Proclaiming an inanimate object’s morality is impossible. Morality is something we imbue onto something, relying on the relationship between the object and the self (or society). A knife is not inherently evil. A ribbon is not inherently good.

Mirrors, photography, and social media have made us exceptionally aware of how we look. I often wonder how big my eyes are or how messy my hair is, simply because others are around me. Would the extinction of such technology erase this obsession? I don’t know.

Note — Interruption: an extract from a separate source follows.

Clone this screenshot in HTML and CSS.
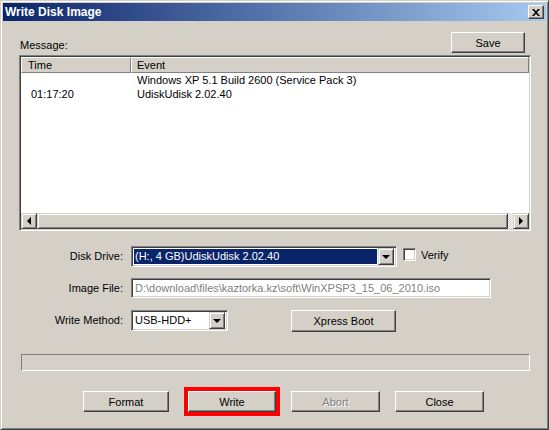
FILE: index.html
```html
<!DOCTYPE html>
<html lang="en">
<head>
    <meta charset="UTF-8">
    <meta name="viewport" content="width=device-width, initial-scale=1.0">
    <title>Write Disk Image</title>
    <link rel="stylesheet" href="styles.css">
</head>
<body>
    <div class="window">
        <div class="titlebar">
            <span class="title">Write Disk Image</span>
            <button class="close-btn" type="button" aria-label="Close">
                <svg width="8" height="7" viewBox="0 0 8 7">
                    <path d="M0 0h2l2 2.2L6 0h2L5 3.5 8 7H6L4 4.8 2 7H0l3-3.5z" fill="#000"/>
                </svg>
            </button>
        </div>

        <div class="content">
            <div class="message-bar">
                <span class="label">Message:</span>
                <button class="btn btn-save" type="button">Save</button>
            </div>

            <div class="listview">
                <div class="list-header">
                    <div class="col col-time">Time</div>
                    <div class="col col-event">Event</div>
                </div>
                <div class="list-body">
                    <div class="row">
                        <span class="cell-time"></span>
                        <span class="cell-event">Windows XP 5.1 Build 2600 (Service Pack 3)</span>
                    </div>
                    <div class="row">
                        <span class="cell-time">01:17:20</span>
                        <span class="cell-event">UdiskUdisk 2.02.40</span>
                    </div>
                </div>
                <div class="hscroll">
                    <span class="sb-btn"><i class="arrow-left"></i></span>
                    <span class="sb-thumb"></span>
                    <span class="sb-track"></span>
                    <span class="sb-btn"><i class="arrow-right"></i></span>
                </div>
            </div>

            <div class="form">
                <span class="form-label">Disk Drive:</span>
                <div class="form-field">
                    <div class="combo combo-drive">
                        <span class="combo-value selected">(H:, 4 GB)UdiskUdisk 2.02.40</span>
                        <span class="combo-btn"><i class="arrow-down"></i></span>
                    </div>
                    <label class="check"><span class="check-box"></span>Verify</label>
                </div>

                <span class="form-label">Image File:</span>
                <div class="form-field">
                    <div class="textbox disabled">D:\download\files\kaztorka.kz\soft\WinXPSP3_15_06_2010.iso</div>
                </div>

                <span class="form-label">Write Method:</span>
                <div class="form-field">
                    <div class="combo combo-method">
                        <span class="combo-value">USB-HDD+</span>
                        <span class="combo-btn"><i class="arrow-down"></i></span>
                    </div>
                    <button class="btn btn-xpress" type="button">Xpress Boot</button>
                </div>
            </div>

            <div class="progress"></div>

            <div class="actions">
                <button class="btn btn-format" type="button">Format</button>
                <button class="btn btn-write" type="button">Write</button>
                <button class="btn btn-abort" type="button" disabled>Abort</button>
                <button class="btn btn-close" type="button">Close</button>
            </div>
        </div>
    </div>
</body>
</html>
```

FILE: styles.css
```css
* {
    margin: 0;
    padding: 0;
    box-sizing: border-box;
}

body {
    width: 549px;
    height: 430px;
    font-family: "Liberation Sans", Arial, sans-serif;
    font-size: 11px;
    color: #000;
    background: #d4d0c8;
    overflow: hidden;
}

/* classic 3D window frame */
.window {
    width: 549px;
    height: 430px;
    background: #d4d0c8;
    border-top: 1px solid #d4d0c8;
    border-left: 1px solid #d4d0c8;
    border-right: 1px solid #404040;
    border-bottom: 1px solid #404040;
    box-shadow: inset 1px 1px #fff, inset -1px -1px #808080;
    padding: 2px;
    display: flex;
    flex-direction: column;
}

.titlebar {
    height: 18px;
    display: flex;
    align-items: center;
    justify-content: space-between;
    padding: 0 2px 0 2px;
    background: linear-gradient(to right, #0a246a, #a6caf0);
}

.title {
    color: #fff;
    font-weight: bold;
    font-size: 12px;
}

.close-btn {
    width: 16px;
    height: 14px;
    display: flex;
    align-items: center;
    justify-content: center;
    background: #d4d0c8;
    border-top: 1px solid #fff;
    border-left: 1px solid #fff;
    border-right: 1px solid #404040;
    border-bottom: 1px solid #404040;
    box-shadow: inset -1px -1px #808080;
}

.content {
    flex: 1;
    padding: 11px 15px 0 16px;
    display: flex;
    flex-direction: column;
}

/* raised push button */
.btn {
    height: 21px;
    font-family: inherit;
    font-size: 11px;
    color: #000;
    background: #d4d0c8;
    border-top: 1px solid #fff;
    border-left: 1px solid #fff;
    border-right: 1px solid #404040;
    border-bottom: 1px solid #404040;
    box-shadow: inset -1px -1px #808080;
}

.btn:disabled {
    color: #808080;
    text-shadow: 1px 1px #fff;
}

.message-bar {
    display: flex;
    justify-content: space-between;
    align-items: flex-end;
    padding-left: 1px;
    padding-right: 6px;
}

.label {
    padding-bottom: 2px;
}

.btn-save {
    width: 74px;
}

/* list with sunken frame */
.listview {
    margin-top: 2px;
    height: 176px;
    background: #fff;
    border-top: 1px solid #808080;
    border-left: 1px solid #808080;
    border-right: 1px solid #fff;
    border-bottom: 1px solid #fff;
    box-shadow: inset 1px 1px #404040, inset -1px -1px #d4d0c8;
    padding: 1px;
    display: flex;
    flex-direction: column;
}

.list-header {
    display: flex;
    height: 16px;
    background: #d4d0c8;
}

.list-header .col {
    height: 16px;
    line-height: 14px;
    border-top: 1px solid #fff;
    border-left: 1px solid #fff;
    border-right: 1px solid #808080;
    border-bottom: 1px solid #808080;
}

.col-time {
    width: 110px;
    padding-left: 6px;
}

.col-event {
    flex: 1;
    padding-left: 5px;
}

.list-body {
    flex: 1;
}

.row {
    display: flex;
    height: 14px;
    line-height: 14px;
}

.cell-time {
    width: 116px;
    padding-left: 10px;
}

/* horizontal scrollbar */
.hscroll {
    display: flex;
    height: 16px;
    background: #d4d0c8;
}

.sb-btn,
.sb-thumb {
    height: 16px;
    background: #d4d0c8;
    border-top: 1px solid #d4d0c8;
    border-left: 1px solid #d4d0c8;
    border-right: 1px solid #404040;
    border-bottom: 1px solid #404040;
    box-shadow: inset 1px 1px #fff, inset -1px -1px #808080;
}

.sb-btn {
    width: 16px;
    display: flex;
    align-items: center;
    justify-content: center;
}

.sb-thumb {
    flex: 1;
}

.sb-track {
    width: 5px;
    background: repeating-conic-gradient(#fff 0 25%, #d4d0c8 0 50%) 0 0 / 2px 2px;
}

.arrow-left {
    border-top: 4px solid transparent;
    border-bottom: 4px solid transparent;
    border-right: 4px solid #000;
}

.arrow-right {
    border-top: 4px solid transparent;
    border-bottom: 4px solid transparent;
    border-left: 4px solid #000;
}

.arrow-down {
    border-left: 4px solid transparent;
    border-right: 4px solid transparent;
    border-top: 4px solid #000;
}

/* option rows */
.form {
    margin-top: 15px;
    display: grid;
    grid-template-columns: 104px 1fr;
    grid-auto-rows: 21px;
    column-gap: 8px;
    row-gap: 11px;
}

.form-label {
    text-align: right;
    line-height: 20px;
}

.form-field {
    display: flex;
    align-items: flex-start;
}

.combo,
.textbox {
    background: #fff;
    border-top: 1px solid #808080;
    border-left: 1px solid #808080;
    border-right: 1px solid #fff;
    border-bottom: 1px solid #fff;
    box-shadow: inset 1px 1px #404040, inset -1px -1px #d4d0c8;
    padding: 2px;
}

.combo {
    height: 21px;
    display: flex;
}

.combo-value {
    flex: 1;
    line-height: 15px;
    padding-left: 1px;
}

.combo-value.selected {
    background: #0a246a;
    color: #fff;
    margin-right: 1px;
}

.combo-btn {
    width: 16px;
    height: 17px;
    margin-top: -1px;
    display: flex;
    align-items: center;
    justify-content: center;
    background: #d4d0c8;
    border-top: 1px solid #d4d0c8;
    border-left: 1px solid #d4d0c8;
    border-right: 1px solid #404040;
    border-bottom: 1px solid #404040;
    box-shadow: inset 1px 1px #fff, inset -1px -1px #808080;
}

.combo-drive {
    width: 266px;
}

.combo-method {
    width: 97px;
}

.check {
    display: flex;
    align-items: center;
    gap: 5px;
    margin-left: 6px;
    margin-top: 2px;
}

.check-box {
    width: 13px;
    height: 13px;
    background: #fff;
    border-top: 1px solid #808080;
    border-left: 1px solid #808080;
    border-right: 1px solid #fff;
    border-bottom: 1px solid #fff;
    box-shadow: inset 1px 1px #404040, inset -1px -1px #d4d0c8;
}

.textbox {
    width: 360px;
    height: 20px;
    line-height: 15px;
    padding-left: 3px;
}

.textbox.disabled {
    color: #808080;
}

.btn-xpress {
    width: 105px;
    height: 22px;
    margin-left: 63px;
}

.progress {
    margin: 23px 0 0 2px;
    width: 509px;
    height: 17px;
    border-top: 1px solid #808080;
    border-left: 1px solid #808080;
    border-right: 1px solid #fff;
    border-bottom: 1px solid #fff;
}

.actions {
    display: flex;
    margin-top: 20px;
    padding-left: 64px;
}

.btn-format {
    width: 86px;
}

.btn-write {
    width: 88px;
    margin-left: 19px;
    outline: 4px solid #f00;
}

.btn-abort {
    width: 89px;
    margin-left: 15px;
}

.btn-close {
    width: 89px;
    margin-left: 15px;
}
```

I like to think my life would be better if I could not see my reflection. There would be no dissection of my own face. My friends and family would have to describe the color of my eyes and the shape of my nose. I would only know what I look like from kaleidoscopic reflections and shadows cast by the sun. I would know my body as the feet that carry me where I want to go, the
heart that beats the blood through my veins, the hands that tear grass from the earth.

Kundera prompts us to “imagine living in a world without mirrors.” We can theorize all we want, but we will never know. Maybe we were not meant to see our own faces — maybe our faces are not truly us. Either way, it’s too late. We have stared down our reflections. Now we must decide what to do with that knowledge.